Electrically detected magnetic resonance
Electrically detected magnetic resonance is a materials characterisation technique that improves upon spin resonance. It involves measuring the change in electrical resistance of a sample when exposed to certain microwave frequencies. It can be used to identify very small numbers of impurities in semiconductors.
Outline of technique
To perform a pulsed EDMR experiment, the system is first initialised by placing it in a magnetic field. This orients the spins of the electrons occupying the donor and acceptor in the direction of the magnetic field. To study the donor, we apply a microwave pulse at a resonant frequency of the donor. This flips the spin of the electron on the donor. The donor electron can then decay to the acceptor energy state and from there to the valence band, where it recombines with a hole. With more recombination, there will be fewer conduction electrons in the conduction band and a corresponding increase in the resistance, which can be directly measured.

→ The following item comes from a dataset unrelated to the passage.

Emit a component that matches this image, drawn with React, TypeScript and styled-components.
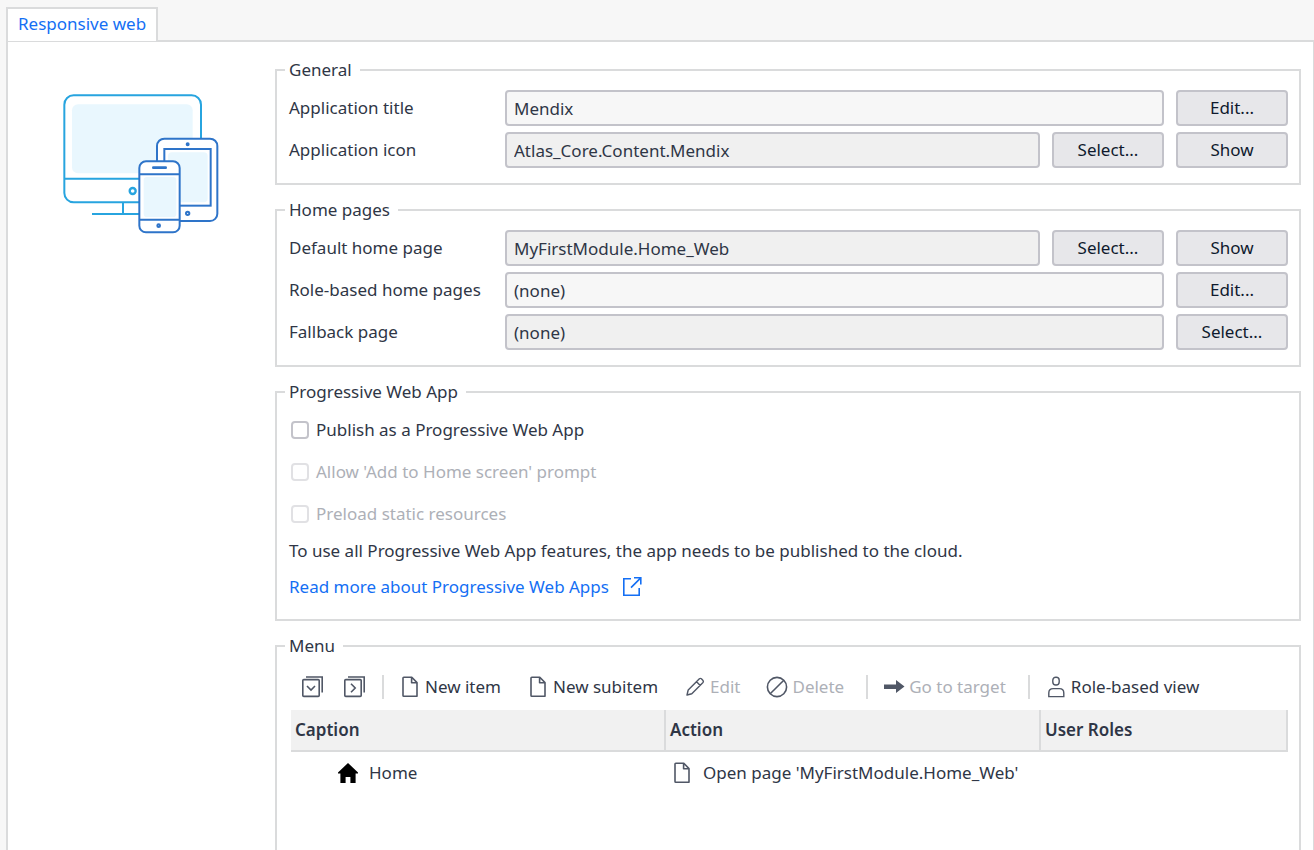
import React from "react";
import styled, { createGlobalStyle } from "styled-components";

const line = "#dadbdc";
const ink = "#2f3646";
const stroke = "#505766";
const blue = "#146ff4";

const GlobalStyle = createGlobalStyle`
  * { box-sizing: border-box; }
  body {
    margin: 0;
    background: #f7f7f7;
    color: ${ink};
    font: 17px/24px "Noto Sans", "Open Sans", sans-serif;
  }
  button, input { font: inherit; color: inherit; }
`;

const Page = styled.div`
  display: flex;
  flex-direction: column;
  min-height: 100vh;
  padding: 7px 0 0 6px;
`;

const TabBar = styled.div`
  display: flex;
  position: relative;
  z-index: 1;
  margin-bottom: -1px;
`;

const Tab = styled.button`
  height: 34px;
  padding: 0 10px 2px;
  border: 2px solid ${line};
  border-bottom: 0;
  background: #fff;
  color: ${blue};
`;

const Panel = styled.main`
  display: flex;
  flex: 1;
  border: solid ${line};
  border-width: 2px 1px 0 2px;
  background: #fff;
`;

const Side = styled.div`
  flex: none;
  width: 267px;
  padding: 43px 0 0 42px;
`;

const Content = styled.div`
  display: flex;
  flex: 1;
  flex-direction: column;
  gap: 13px;
  min-width: 0;
  padding: 16px 12px 0 0;
`;

const Group = styled.fieldset<{ $fill?: boolean }>`
  min-width: 0;
  margin: 0;
  padding: 8px 11px 15px 12px;
  border: 2px solid ${line};
  ${(p) => p.$fill && "flex: 1; border-bottom: 0;"}
`;

const Legend = styled.legend`
  margin-left: -4px;
  padding: 0 8px 0 4px;
`;

const Rows = styled.div`
  display: flex;
  flex-direction: column;
  gap: 6px;
`;

const Row = styled.div`
  display: flex;
  align-items: center;
  gap: 12px;
`;

const Label = styled.label`
  flex: none;
  width: 204px;
  white-space: nowrap;
`;

const Field = styled.input<{ $locked?: boolean }>`
  flex: 1;
  min-width: 0;
  height: 36px;
  padding: 0 7px;
  border: 2px solid #c3c3ca;
  border-radius: 4px;
  background: ${(p) => (p.$locked ? "#f0f0f0" : "#f7f7f7")};
`;

const Button = styled.button`
  flex: none;
  width: 112px;
  height: 36px;
  padding: 0;
  border: 2px solid #c3c3ca;
  border-radius: 4px;
  background: #e7e7ea;
  color: #0f1a2e;
`;

const CheckRow = styled.label<{ $off?: boolean }>`
  display: flex;
  align-items: center;
  gap: 7px;
  height: 36px;
  padding-left: 2px;
  color: ${(p) => (p.$off ? "#adb0b7" : ink)};
`;

const Check = styled.input`
  appearance: none;
  width: 18px;
  height: 18px;
  margin: 0;
  border: 2px solid #c3c3ca;
  border-radius: 4px;
  background: #fff;
  &:checked { background: ${blue}; }
  &:disabled { border-color: #e1e1e4; }
`;

const Note = styled.p`
  margin: 7px 0 12px;
`;

const MoreLink = styled.a`
  display: flex;
  align-items: center;
  gap: 12px;
  width: fit-content;
  margin-bottom: 5px;
  color: ${blue};
  text-decoration: none;
`;

const Toolbar = styled.div`
  display: flex;
  align-items: center;
  height: 44px;
  padding: 0 0 2px 4px;
`;

const IconButton = styled.button`
  display: flex;
  margin-right: 4px;
  padding: 0 8px;
  border: 0;
  background: none;
  & + & { margin-right: 0; }
`;

const Tool = styled.button`
  display: flex;
  align-items: center;
  gap: 4px;
  padding: 0 13px;
  border: 0;
  background: none;
  white-space: nowrap;
  &:disabled { color: #adb0b7; }
`;

const Separator = styled.span`
  width: 2px;
  height: 24px;
  margin: 0 2px 0 9px;
  background: ${line};
`;

const Table = styled.table`
  width: calc(100% - 2px);
  margin-left: 2px;
  table-layout: fixed;
  border-collapse: separate;
  border-spacing: 0;
`;

const Head = styled.th<{ $width?: number }>`
  width: ${(p) => (p.$width ? `${p.$width}px` : "auto")};
  height: 42px;
  padding: 0 4px;
  border: solid ${line};
  border-width: 0 2px 2px 0;
  background: #f1f1f1;
  font-weight: 600;
  text-align: left;
`;

const Cell = styled.td`
  height: 42px;
  padding: 0;
`;

const CellContent = styled.div<{ $indent: number }>`
  display: flex;
  align-items: center;
  gap: 10px;
  padding-left: ${(p) => p.$indent}px;
`;

const Icon = ({ children, color = stroke }: { children: React.ReactNode; color?: string }) => (
  <svg width="22" height="22" viewBox="0 0 22 22" fill="none" stroke={color} strokeWidth="1.6" aria-hidden="true">
    {children}
  </svg>
);

const FileIcon = () => (
  <Icon>
    <path d="M4.8 1.2H12.8L18 6.6V20.2H4.8Q4 20.2 4 19.4V2Q4 1.2 4.8 1.2Z M12.6 1.4V6.8H17.8" strokeLinejoin="round" />
  </Icon>
);

const Stack = ({ arrow }: { arrow: string }) => (
  <Icon>
    <rect x="1.8" y="3.6" width="16.4" height="16.8" rx="1" />
    <path d="M5 1H21.2V16.5" strokeWidth="1.6" />
    <path d={arrow} />
  </Icon>
);

const Devices = () => (
  <svg width="180" height="160" viewBox="0 0 540 480" fill="none" strokeWidth="6" role="img" aria-label="Monitor, tablet and phone">
    <g stroke="#27a4df">
      <rect x="43" y="31" width="410" height="321" rx="28" fill="#fff" />
      <rect x="66" y="58" width="362" height="207" rx="18" fill="#e9f7fe" stroke="none" />
      <path d="M43 281H270M219 352V385M126 387H270" />
      <circle cx="248" cy="318" r="9" strokeWidth="7" />
    </g>
    <g stroke="#2e74c9">
      <rect x="321" y="161" width="181" height="247" rx="22" fill="#fff" />
      <rect x="343" y="192" width="139" height="170" fill="#fff" />
      <rect x="354" y="202" width="119" height="150" rx="12" fill="#e9f7fe" stroke="none" />
      <circle cx="413" cy="178" r="3" />
      <circle cx="413" cy="385" r="5" />
      <rect x="268" y="229" width="121" height="213" rx="20" fill="#fff" />
      <rect x="281" y="276" width="98" height="120" rx="10" fill="#e9f7fe" stroke="none" />
      <path d="M268 268H389M268 404H389" />
      <path d="M310 248H347" strokeWidth="8" strokeLinecap="round" />
      <circle cx="326" cy="422" r="4" />
    </g>
  </svg>
);

type RowProps = { id: string; label: string; value: string; locked?: boolean; actions: string[] };

const FieldRow = ({ id, label, value, locked, actions }: RowProps) => (
  <Row>
    <Label htmlFor={id}>{label}</Label>
    <Field id={id} defaultValue={value} readOnly={locked} $locked={locked} />
    {actions.map((a) => (
      <Button key={a} type="button">{a}</Button>
    ))}
  </Row>
);

export default function App() {
  return (
    <Page>
      <GlobalStyle />
      <TabBar role="tablist">
        <Tab type="button" role="tab" aria-selected="true">Responsive web</Tab>
      </TabBar>
      <Panel>
        <Side><Devices /></Side>
        <Content>
          <Group>
            <Legend>General</Legend>
            <Rows>
              <FieldRow id="title" label="Application title" value="Mendix" actions={["Edit..."]} />
              <FieldRow id="icon" label="Application icon" value="Atlas_Core.Content.Mendix" locked actions={["Select...", "Show"]} />
            </Rows>
          </Group>
          <Group>
            <Legend>Home pages</Legend>
            <Rows>
              <FieldRow id="home" label="Default home page" value="MyFirstModule.Home_Web" locked actions={["Select...", "Show"]} />
              <FieldRow id="roles" label="Role-based home pages" value="(none)" actions={["Edit..."]} />
              <FieldRow id="fallback" label="Fallback page" value="(none)" locked actions={["Select..."]} />
            </Rows>
          </Group>
          <Group>
            <Legend>Progressive Web App</Legend>
            <Rows>
              <CheckRow><Check type="checkbox" />Publish as a Progressive Web App</CheckRow>
              <CheckRow $off><Check type="checkbox" disabled />Allow 'Add to Home screen' prompt</CheckRow>
              <CheckRow $off><Check type="checkbox" disabled />Preload static resources</CheckRow>
            </Rows>
            <Note>To use all Progressive Web App features, the app needs to be published to the cloud.</Note>
            <MoreLink href="#pwa">
              Read more about Progressive Web Apps
              <Icon color={blue}>
                <path d="M10 2.8H2.8V19.2H18.2V12M13 1.8H19.8V8.6M19.5 2.1L10 11.6" />
              </Icon>
            </MoreLink>
          </Group>
          <Group $fill>
            <Legend>Menu</Legend>
            <Toolbar>
              <IconButton type="button" aria-label="Collapse all"><Stack arrow="M6 10L10 14L14 10" /></IconButton>
              <IconButton type="button" aria-label="Expand all"><Stack arrow="M8 7.8L12.2 12L8 16.2" /></IconButton>
              <Separator />
              <Tool type="button"><FileIcon />New item</Tool>
              <Tool type="button"><FileIcon />New subitem</Tool>
              <Tool type="button" disabled>
                <Icon>
                  <path d="M3 19L4.2 14L15.4 2.8Q16.4 2 17.4 2.8L19 4.5Q19.8 5.5 19 6.5L7.8 17.7ZM12.6 5.8L16.2 9.4" strokeWidth="1.4" strokeLinejoin="round" />
                </Icon>
                Edit
              </Tool>
              <Tool type="button" disabled>
                <Icon><circle cx="11" cy="11" r="9.6" /><path d="M4.2 17.8L17.8 4.2" /></Icon>
                Delete
              </Tool>
              <Separator />
              <Tool type="button" disabled>
                <Icon><path d="M1 8.5H13V4L21.5 10.5L13 17V13H1Z" fill={stroke} stroke="none" /></Icon>
                Go to target
              </Tool>
              <Separator />
              <Tool type="button">
                <Icon>
                  <rect x="7.8" y="1.2" width="6.4" height="7.8" rx="3" strokeWidth="1.4" />
                  <path d="M3.8 20.6V17Q3.8 12.6 8.2 12.6H14.4Q18.8 12.6 18.8 17V20.6Z" strokeWidth="1.4" />
                </Icon>
                Role-based view
              </Tool>
            </Toolbar>
            <Table>
              <thead>
                <tr>
                  <Head $width={375}>Caption</Head>
                  <Head $width={375}>Action</Head>
                  <Head>User Roles</Head>
                </tr>
              </thead>
              <tbody>
                <tr>
                  <Cell>
                    <CellContent $indent={46}>
                      <Icon>
                        <path d="M11 1L1 10.6V11.4H3.4V21H8.6V15H13.4V21H18.6V11.4H21V10.6Z" fill="#000" stroke="none" />
                      </Icon>
                      Home
                    </CellContent>
                  </Cell>
                  <Cell>
                    <CellContent $indent={5}><FileIcon />Open page 'MyFirstModule.Home_Web'</CellContent>
                  </Cell>
                  <Cell />
                </tr>
              </tbody>
            </Table>
          </Group>
        </Content>
      </Panel>
    </Page>
  );
}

Above-bandgap light is used throughout the experiment to ensure that there are many electrons in the conduction band.By scanning the frequency of the microwave pulse, we can find which frequencies are resonant, and with knowledge of the strength of the magnetic field, we can identify the donor's energy levels from the resonant frequency and knowledge of the Zeeman effect. The donor's energy levels act as a 'fingerprint' by which we can identify the donor and its local electronic environment. By changing the frequency slightly, we can study the acceptor instead.